— begin —

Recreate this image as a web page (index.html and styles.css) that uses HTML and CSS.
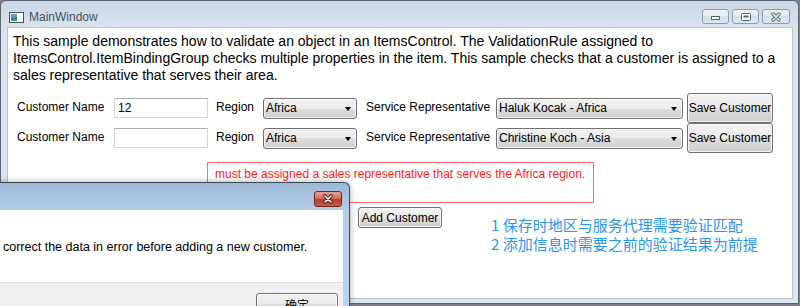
FILE: index.html
```html
<!DOCTYPE html>
<html lang="zh-CN">
<head>
    <meta charset="UTF-8">
    <title>MainWindow</title>
    <link rel="stylesheet" href="styles.css">
</head>
<body>
    <div class="main-window">
        <div class="title-bar">
            <svg class="app-icon" width="15" height="11" viewBox="0 0 15 11">
                <rect x="0.5" y="0.5" width="14" height="10" fill="#fff" stroke="#4d4d4d"/>
                <rect x="2" y="2" width="6" height="7" fill="#3f8f6e"/>
                <rect x="2" y="2" width="6" height="3" fill="#5c9fd6"/>
            </svg>
            <span class="window-title">MainWindow</span>
            <div class="caption-buttons">
                <span class="caption-btn">
                    <svg width="25" height="13"><rect x="8.5" y="6.5" width="8" height="3" fill="#fff" stroke="#56606e"/></svg>
                </span>
                <span class="caption-btn">
                    <svg width="25" height="13"><rect x="8.5" y="3.5" width="9" height="7" rx="1" fill="#fff" stroke="#56606e"/><rect x="10.5" y="5.5" width="5" height="2" fill="#56606e"/></svg>
                </span>
                <span class="caption-btn close">
                    <svg width="26" height="13">
                        <path d="M10 4L16 10M16 4L10 10" stroke="#5f6a78" stroke-width="3.4" stroke-linecap="round"/>
                        <path d="M10 4L16 10M16 4L10 10" stroke="#fff" stroke-width="1.4" stroke-linecap="round"/>
                    </svg>
                </span>
            </div>
        </div>
        <div class="client">
            <p class="intro">This sample demonstrates how to validate an object in an ItemsControl. The ValidationRule assigned to<br>ItemsControl.ItemBindingGroup checks multiple properties in the item. This sample checks that a customer is assigned to a<br>sales representative that serves their area.</p>
            <div class="customer-row">
                <span class="field-label name-label">Customer Name</span>
                <div class="text-input">12</div>
                <span class="field-label region-label">Region</span>
                <div class="combo region-combo">Africa</div>
                <span class="field-label rep-label">Service Representative</span>
                <div class="combo rep-combo">Haluk Kocak - Africa</div>
                <button class="btn save-btn">Save Customer</button>
            </div>
            <div class="customer-row">
                <span class="field-label name-label">Customer Name</span>
                <div class="text-input"></div>
                <span class="field-label region-label">Region</span>
                <div class="combo region-combo">Africa</div>
                <span class="field-label rep-label">Service Representative</span>
                <div class="combo rep-combo">Christine Koch - Asia</div>
                <button class="btn save-btn">Save Customer</button>
            </div>
            <div class="error-box">must be assigned a sales representative that serves the Africa region.</div>
            <div class="actions">
                <button class="btn add-btn">Add Customer</button>
                <div class="notes">
                    <div>1 保存时地区与服务代理需要验证匹配</div>
                    <div>2 添加信息时需要之前的验证结果为前提</div>
                </div>
            </div>
        </div>
    </div>

    <div class="dialog">
        <div class="dialog-title-bar">
            <span class="dialog-close">
                <svg width="26" height="14">
                    <path d="M10 4L16 10M16 4L10 10" stroke="#4a1a12" stroke-width="3.6" stroke-linecap="round"/>
                    <path d="M10 4L16 10M16 4L10 10" stroke="#fff" stroke-width="1.6" stroke-linecap="round"/>
                </svg>
            </span>
        </div>
        <div class="dialog-client">
            <div class="dialog-message">correct the data in error before adding a new customer.</div>
            <div class="dialog-footer">
                <button class="btn ok-btn">确定</button>
            </div>
        </div>
    </div>
</body>
</html>
```

FILE: styles.css
```css
body {
    margin: 0;
    width: 800px;
    height: 306px;
    overflow: hidden;
    position: relative;
    background: #7b7f86;
    font-family: "Liberation Sans", Arial, "Noto Sans CJK SC", sans-serif;
    color: #000;
}
.main-window {
    width: 799px;
    height: 304px;
    box-sizing: border-box;
    border: 1px solid #5d6670;
    border-radius: 6px 6px 0 0;
    background: linear-gradient(#c9d6e5, #d9e4f0 27px, #dde7f2);
    padding: 0 6px 5px 7px;
    display: flex;
    flex-direction: column;
}
.title-bar {
    height: 27px;
    box-sizing: border-box;
    margin: 0 -6px 0 -7px;
    padding: 8px 8px 0 8px;
    display: flex;
    align-items: flex-start;
}
.app-icon {
    margin-top: 3px;
    margin-right: 5px;
}
.window-title {
    font-size: 12px;
    line-height: 16px;
    color: #4b5360;
}
.caption-buttons {
    margin-left: auto;
    display: flex;
    gap: 3px;
}
.caption-btn {
    width: 27px;
    height: 15px;
    box-sizing: border-box;
    border: 1px solid #8d9cae;
    border-radius: 3px;
    background: linear-gradient(#eef3f8, #e2e9f1 50%, #d5dfea 50%, #dde6ef);
    display: flex;
}
.caption-btn.close {
    width: 28px;
}
.client {
    flex: 1;
    background: #fff;
    box-shadow: 0 0 0 1px #b7c4d3;
}
.intro {
    margin: 5px 0 9px;
    padding-left: 5px;
    font-size: 14px;
    line-height: 17px;
}
.customer-row {
    display: flex;
    align-items: center;
    height: 30px;
    padding-left: 9px;
    font-size: 12px;
}
.field-label {
    padding-bottom: 2px;
    line-height: 16px;
}
.name-label {
    width: 97px;
}
.region-label {
    margin-left: 8px;
    width: 47px;
}
.rep-label {
    margin-left: 9px;
    width: 130px;
}
.text-input {
    width: 94px;
    height: 20px;
    box-sizing: border-box;
    border: 1px solid #d3d7de;
    border-top-color: #abadb3;
    padding: 0 3px;
    line-height: 18px;
    font-size: 12px;
}
.combo {
    position: relative;
    height: 21px;
    box-sizing: border-box;
    border: 1px solid #707070;
    border-radius: 3px;
    background: linear-gradient(#f2f2f2, #ebebeb 50%, #dddddd 50%, #cfcfcf);
    box-shadow: inset 0 0 0 1px rgba(255, 255, 255, 0.7);
    padding-left: 2px;
    line-height: 19px;
    font-size: 12px;
}
.combo::after {
    content: "";
    position: absolute;
    right: 5px;
    top: 8px;
    border-left: 3px solid transparent;
    border-right: 3px solid transparent;
    border-top: 4px solid #000;
}
.region-combo {
    width: 94px;
}
.rep-combo {
    width: 187px;
}
.btn {
    font: inherit;
    font-size: 12px;
    color: #000;
    border: 1px solid #707070;
    border-radius: 3px;
    background: linear-gradient(#f2f2f2, #ebebeb 50%, #dddddd 50%, #cfcfcf);
    box-shadow: inset 0 0 0 1px rgba(255, 255, 255, 0.75);
    padding: 0;
}
.save-btn {
    margin-left: 4px;
    width: 86px;
    height: 30px;
}
.error-box {
    margin: 9px 0 0 199px;
    width: 387px;
    height: 41px;
    box-sizing: border-box;
    border: 1px solid #ff6b6b;
    padding: 4px 0 0 7px;
    color: #ff2020;
    font-size: 12px;
    line-height: 15px;
}
.actions {
    display: flex;
    align-items: flex-start;
    margin-top: 4px;
    padding-left: 350px;
}
.add-btn {
    width: 84px;
    height: 21px;
}
.notes {
    margin: 8px 0 0 49px;
    font-family: "Noto Sans CJK SC", sans-serif;
    font-size: 15px;
    line-height: 19px;
    color: #2b95ef;
}
.dialog {
    position: absolute;
    left: -8px;
    top: 182px;
    width: 358px;
    height: 124px;
    overflow: hidden;
    box-sizing: border-box;
    border: 1px solid #3f4a57;
    border-bottom: 0;
    border-radius: 0 6px 0 0;
    background: linear-gradient(#9bb7d6, #b6cde6 27px, #bcd2ea);
    padding: 0 6px 0 7px;
    box-shadow: 0 0 6px rgba(0, 0, 0, 0.35);
}
.dialog-title-bar {
    height: 27px;
    box-sizing: border-box;
    padding-top: 8px;
    display: flex;
    justify-content: flex-end;
}
.dialog-close {
    width: 28px;
    height: 16px;
    margin-right: 1px;
    box-sizing: border-box;
    border: 1px solid #6e2a20;
    border-radius: 3px;
    background: linear-gradient(#e3a397, #d0705f 45%, #b8412e 55%, #c75a45);
    display: flex;
}
.dialog-client {
    background: #fff;
}
.dialog-message {
    height: 72px;
    box-sizing: border-box;
    padding: 29px 0 0 3px;
    font-size: 12.5px;
    line-height: 16px;
}
.dialog-footer {
    background: #f0f0f0;
    border-top: 1px solid #dfdfdf;
    padding: 10px 5px 10px 0;
    display: flex;
    justify-content: flex-end;
}
.ok-btn {
    width: 82px;
    height: 23px;
}
```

— end —

WRITTEN EXERCISE>
For the data above, state only how many lines include the word "index".

SOLUTION BELOW>
2